Thanks for the reply! Yes, from the memory docs it appears that the python object stays pinned to Ray until it is taken out of scope. I’m trying to figure out a way to take it out of scope without deleting the object. The typical object type I use is a dict carrying an ID string and a result numpy array as follows:
Copying and deep copying don’t appear to take it out of scope (and also waste a lot of ram). I’m currently working toward trying the ray.internal.internal_api.free(actor) method from the ray source code but I’m also wondering if there is a preferred method for breaking this link so that I can keep objects in my preferred python memory and use the Ray object store as dynamic memory to speed up a batch job.
I’m assuming your results are very large here (cannot fit into memory even ignoring what Ray is doing). In this case, then you can consider writing them to disk as you process them by batch, though this would be fairly similar to what Ray is doing with object spilling internally.
Copying and deep copying don’t appear to take it out of scope
Hmm, deep copying should take it out of scope (specifically you want to .copy() the numpy array here). You can try with a single result and checking that it is no longer in ray memory after copying and un-refing the original object. Another possibility is that the object is not garbage collected yet by Python (you can use gc.collect() to force gc).
Datasets offers two ways of scaling this kind of batch processing and storage of results:
You can use a normal dataset and call ray.data.from_items(...).map(processing_callable_fn, compute=ActorPoolStrategy(min, max)).write_parquet(...) to load, process, and write results to disk. You can put any stateful actor setup you need in the callable def:
class processing_callable_fn:
def __init__(self):
self.state = ... # stateful setup
def __call__(self, x):
return x # process x
The above strategy will process all data in memory. If you want to limit memory usage to avoid spilling, you could use the windowing function to pipeline the computation:
ds = ray.data.from_items(...)
# Divide the dataset into 100 blocks, and process 10 at a time in memory.
pipeline = ds.repartition(100).window(blocks_per_window=10)
# Execute the pipelined computation and write to disk.
pipeline.map(...).write_parquet(...)
Thanks @ericl That’s a lot of good information! I will first try a couple changes with my current actor pool version but I’m very interested in testing the dataset solutions.
One thing I wonder is if there is a difference between testing in a jupyter notebook and running basic scripts. I have read that jupyter does funny things with memory.
Ah, one gotcha is that Jupyter tends to secretly save variable references (cell results?) in its In/Out command history. So this could be keeping references alive even if you don’t intend it.

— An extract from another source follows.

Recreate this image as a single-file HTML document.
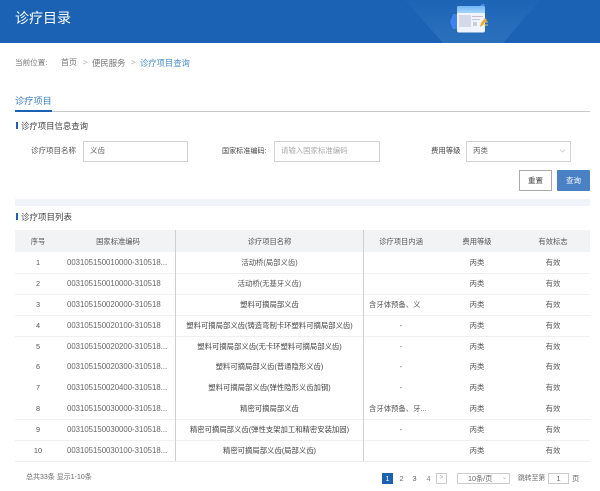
<!DOCTYPE html>
<html lang="zh">
<head>
<meta charset="utf-8">
<title>诊疗目录</title>
<style>
html,body{margin:0;padding:0;background:#fff}
#p{position:relative;width:600px;height:491px;overflow:hidden;background:#fff;font-family:"Liberation Sans","Noto Sans CJK SC",sans-serif;font-size:7.35px;color:#555;filter:blur(.25px)}
#p div{position:absolute;white-space:nowrap}
.t{line-height:12px;height:12px}
.c{text-align:center}
.box{box-sizing:border-box;border:1px solid #d2d2d2;background:#fff}
.bar{background:#1b62b4;width:2px;height:7px}
.hd{top:236px;color:#555;font-size:7.3px}
.ln{left:15px;width:575px;height:1px;background:#f0f0f0}
.k{left:67px;font-size:7.8px;color:#666}
.n{left:176px;width:187px}
.d{left:440px;width:74px}
.e{left:516px;width:74px}
.s{left:15px;width:46px}
.h{left:364px;width:74px}
</style>
</head>
<body>
<div id="p">
<!-- banner -->
<div style="left:0;top:0;width:600px;height:43px;background:#1b62b4"></div>
<svg style="position:absolute;left:0;top:0" width="600" height="43" viewBox="0 0 600 43">
<defs>
<linearGradient id="g" x1="0" y1="0" x2="0" y2="1"><stop offset="0" stop-color="#1d64b5"/><stop offset="1" stop-color="#2b71bd"/></linearGradient>
<linearGradient id="d" x1="0" y1="0" x2="0" y2="1"><stop offset="0" stop-color="#6fb7f7"/><stop offset="1" stop-color="#a9d4fb"/></linearGradient>
</defs>
<polygon points="405,0 540,0 503,43 443,43" fill="url(#g)"/>
<polygon points="453,14 459,14 462,22 459,29 453,29 450,22" fill="#3f82ee"/>
<path d="M477 8 L483 3.500 L485 5 L481 9 Z" fill="#4d8fe8"/>
<rect x="457" y="6" width="28" height="26.500" rx="2" fill="#eef3fc"/>
<path d="M457 13 V8 a2 2 0 0 1 2-2 h24 a2 2 0 0 1 2 2 V13 Z" fill="url(#d)"/>
<rect x="459" y="15" width="12" height="12" fill="#d4d8e8"/>
<rect x="472" y="16" width="11" height="1" fill="#cdb9c6"/>
<rect x="472" y="19" width="8" height="1" fill="#c3c9dc"/>
<rect x="473" y="22" width="4" height="4" fill="#c9cddc"/>
<path d="M480 27 L481 23 L485 18 L487 20 L483 25 Z" fill="#f2aa2a"/>
<path d="M485 22 h3 M484 25 h4" stroke="#f6c55c" stroke-width="1"/>
</svg>
<div class="t" style="left:15px;top:10px;font-size:14px;line-height:16px;height:16px;color:#fff">诊疗目录</div>

<!-- breadcrumb -->
<div class="t" style="left:15px;top:57px;font-size:7.6px;color:#777">当前位置:</div>
<div class="t" style="left:61px;top:57px;font-size:8px;color:#777">首页</div>
<div class="t" style="left:83px;top:57px;font-size:8px;color:#aaa">&gt;</div>
<div class="t" style="left:92px;top:57px;font-size:8.4px;color:#777">便民服务</div>
<div class="t" style="left:131px;top:57px;font-size:8px;color:#aaa">&gt;</div>
<div class="t" style="left:140px;top:57px;font-size:8.3px;color:#4a90d0">诊疗项目查询</div>

<!-- tab -->
<div class="t" style="left:15px;top:95px;font-size:9.2px;color:#3b7fc4">诊疗项目</div>
<div style="left:15px;top:111px;width:575px;height:1px;background:#c9c9c9"></div>
<div style="left:15px;top:110px;width:37px;height:2px;background:#1b62b4"></div>

<!-- search -->
<div class="bar" style="left:16px;top:122px"></div>
<div class="t" style="left:21px;top:120px;font-size:8.4px;color:#444">诊疗项目信息查询</div>
<div class="t" style="left:31px;top:145px;font-size:7.5px;color:#555">诊疗项目名称</div>
<div class="box" style="left:83px;top:141px;width:105px;height:21px"></div>
<div class="t" style="left:90px;top:145px;font-size:7.5px;color:#666">义齿</div>
<div class="t" style="left:222px;top:145px;font-size:7.1px;color:#444">国家标准编码:</div>
<div class="box" style="left:274px;top:141px;width:106px;height:21px"></div>
<div class="t" style="left:281px;top:145px;font-size:7.4px;color:#aaa">请输入国家标准编码</div>
<div class="t" style="left:431px;top:145px;font-size:7.4px;color:#444">费用等级</div>
<div class="box" style="left:466px;top:141px;width:105px;height:21px"></div>
<div class="t" style="left:473px;top:145px;font-size:7.5px;color:#666">丙类</div>
<svg style="position:absolute;left:559px;top:148px" width="7" height="6"><path d="M1 1.500 L3.500 4 L6 1.500" fill="none" stroke="#c9c9c9" stroke-width=".8"/></svg>
<div class="box c t" style="left:519px;top:170px;width:33px;height:21px;line-height:19px;border-color:#aaa;color:#444;font-size:7.5px">重置</div>
<div class="c t" style="left:557px;top:170px;width:33px;height:21px;line-height:21px;background:#4a80c4;border-radius:1px;color:#fff;font-size:7.5px">查询</div>

<div style="left:15px;top:199px;width:575px;height:7px;background:#f0f3f7"></div>

<!-- list -->
<div class="bar" style="left:16px;top:213px"></div>
<div class="t" style="left:21px;top:211px;font-size:8.5px;color:#444">诊疗项目列表</div>

<!-- table -->
<div style="left:15px;top:230px;width:575px;height:22px;background:#f2f3f5"></div>
<div class="ln" style="top:273px"></div>
<div class="ln" style="top:294px"></div>
<div class="ln" style="top:315px"></div>
<div class="ln" style="top:336px"></div>
<div class="ln" style="top:419px"></div>
<div class="ln" style="top:440px"></div>
<div class="ln" style="top:461px;background:#ececec"></div>
<div style="left:175px;top:230px;width:1px;height:231px;background:#cfcfcf"></div>
<div style="left:363px;top:230px;width:1px;height:231px;background:#cfcfcf"></div>

<div class="t c hd s">序号</div>
<div class="t c hd" style="left:61px;width:114px">国家标准编码</div>
<div class="t c hd n">诊疗项目名称</div>
<div class="t c hd h">诊疗项目内涵</div>
<div class="t c hd d">费用等级</div>
<div class="t c hd e">有效标志</div>

<!-- rows -->
<div class="t c s" style="top:257px">1</div><div class="t k" style="top:257px">003105150010000-310518...</div><div class="t c n" style="top:257px">活动桥(局部义齿)</div><div class="t c d" style="top:257px">丙类</div><div class="t c e" style="top:257px">有效</div>

<div class="t c s" style="top:278px">2</div><div class="t k" style="top:278px">003105150010000-310518</div><div class="t c n" style="top:278px">活动桥(无基牙义齿)</div><div class="t c d" style="top:278px">丙类</div><div class="t c e" style="top:278px">有效</div>

<div class="t c s" style="top:299px">3</div><div class="t k" style="top:299px">003105150020000-310518</div><div class="t c n" style="top:299px;color:#444">塑料可摘局部义齿</div><div class="t" style="left:369px;top:299px">含牙体预备、义</div><div class="t c d" style="top:299px">丙类</div><div class="t c e" style="top:299px">有效</div>

<div class="t c s" style="top:320px">4</div><div class="t k" style="top:320px">003105150020100-310518</div><div class="t c n" style="top:320px;color:#444">塑料可摘局部义齿(铸造弯制卡环塑料可摘局部义齿)</div><div class="t c h" style="top:320px">-</div><div class="t c d" style="top:320px">丙类</div><div class="t c e" style="top:320px">有效</div>

<div class="t c s" style="top:341px">5</div><div class="t k" style="top:341px">003105150020200-310518...</div><div class="t c n" style="top:341px;color:#444">塑料可摘局部义齿(无卡环塑料可摘局部义齿)</div><div class="t c h" style="top:341px">-</div><div class="t c d" style="top:341px">丙类</div><div class="t c e" style="top:341px">有效</div>

<div class="t c s" style="top:361px">6</div><div class="t k" style="top:361px">003105150020300-310518...</div><div class="t c n" style="top:361px;color:#444">塑料可摘局部义齿(普通隐形义齿)</div><div class="t c h" style="top:361px">-</div><div class="t c d" style="top:361px">丙类</div><div class="t c e" style="top:361px">有效</div>

<div class="t c s" style="top:382px">7</div><div class="t k" style="top:382px">003105150020400-310518...</div><div class="t c n" style="top:382px;color:#444">塑料可摘局部义齿(弹性隐形义齿加钢)</div><div class="t c h" style="top:382px">-</div><div class="t c d" style="top:382px">丙类</div><div class="t c e" style="top:382px">有效</div>

<div class="t c s" style="top:403px">8</div><div class="t k" style="top:403px">003105150030000-310518...</div><div class="t c n" style="top:403px;color:#444">精密可摘局部义齿</div><div class="t" style="left:369px;top:403px">含牙体预备、牙...</div><div class="t c d" style="top:403px">丙类</div><div class="t c e" style="top:403px">有效</div>

<div class="t c s" style="top:424px">9</div><div class="t k" style="top:424px">003105150030000-310518...</div><div class="t c n" style="top:424px;color:#444">精密可摘局部义齿(弹性支架加工和精密安装加固)</div><div class="t c h" style="top:424px">-</div><div class="t c d" style="top:424px">丙类</div><div class="t c e" style="top:424px">有效</div>

<div class="t c s" style="top:445px">10</div><div class="t k" style="top:445px">003105150030100-310518...</div><div class="t c n" style="top:445px;color:#444">精密可摘局部义齿(局部义齿)</div><div class="t c d" style="top:445px">丙类</div><div class="t c e" style="top:445px">有效</div>

<!-- footer -->
<div class="t" style="left:26px;top:472px;font-size:7px;color:#666">总共33条 显示1-10条</div>
<div class="t c" style="left:382px;top:473px;width:11px;height:11px;line-height:11px;background:#1b62b4;color:#fff">1</div>
<div class="t c" style="left:397px;top:473px;width:9px;line-height:11px;color:#666">2</div>
<div class="t c" style="left:410px;top:473px;width:9px;line-height:11px;color:#666">3</div>
<div class="t c" style="left:424px;top:473px;width:9px;line-height:11px;color:#888">4</div>
<div class="box c" style="left:436px;top:473px;width:11px;height:11px;line-height:9px;font-size:6px;color:#999;border-color:#ccc">&gt;</div>
<div class="box" style="left:457px;top:473px;width:53px;height:11px;line-height:9px;font-size:7.2px;color:#666;padding-left:10px;border-color:#ccc">10条/页</div>
<div class="t" style="left:502px;top:472px;font-size:6px;color:#aaa">⌄</div>
<div class="t" style="left:518px;top:473px;font-size:6.8px;line-height:11px;color:#666">跳转至第</div>
<div class="box c" style="left:548px;top:473px;width:21px;height:11px;line-height:9px;color:#666;border-color:#ccc">1</div>
<div class="t" style="left:572px;top:473px;line-height:11px;color:#666">页</div>
</div>
</body>
</html>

I think one workaround is to avoid surfacing variables in the top-level / as cell results.
I made a change in my code so that as soon as a result is received, it is immediately deepcopied to a local variable and then the local variable is appended to the class attribute. This does break the pinned connection to the object store so all is good! (Although it does add time to my processing).
[future], _ = ray.wait(list_of_futures, num_returns=1)
result = (ray.get(future))
self.results.append(copy.deepcopy(result))
#del result # not needed because result is a local function variable
#ray.internal.internal_api.free([future]) # this function did not work as I hoped
I did have to rewrite my own version of the ray.util.ActorPool in order to get direct access to the future, but that wasn’t too bad in the end.
In the future I may add some code to try again with leaving the objects pinned until plasma is full and then batch-unpin them. That might speed things up a bit…
Ray Datasets may be a more interesting option for me in the future.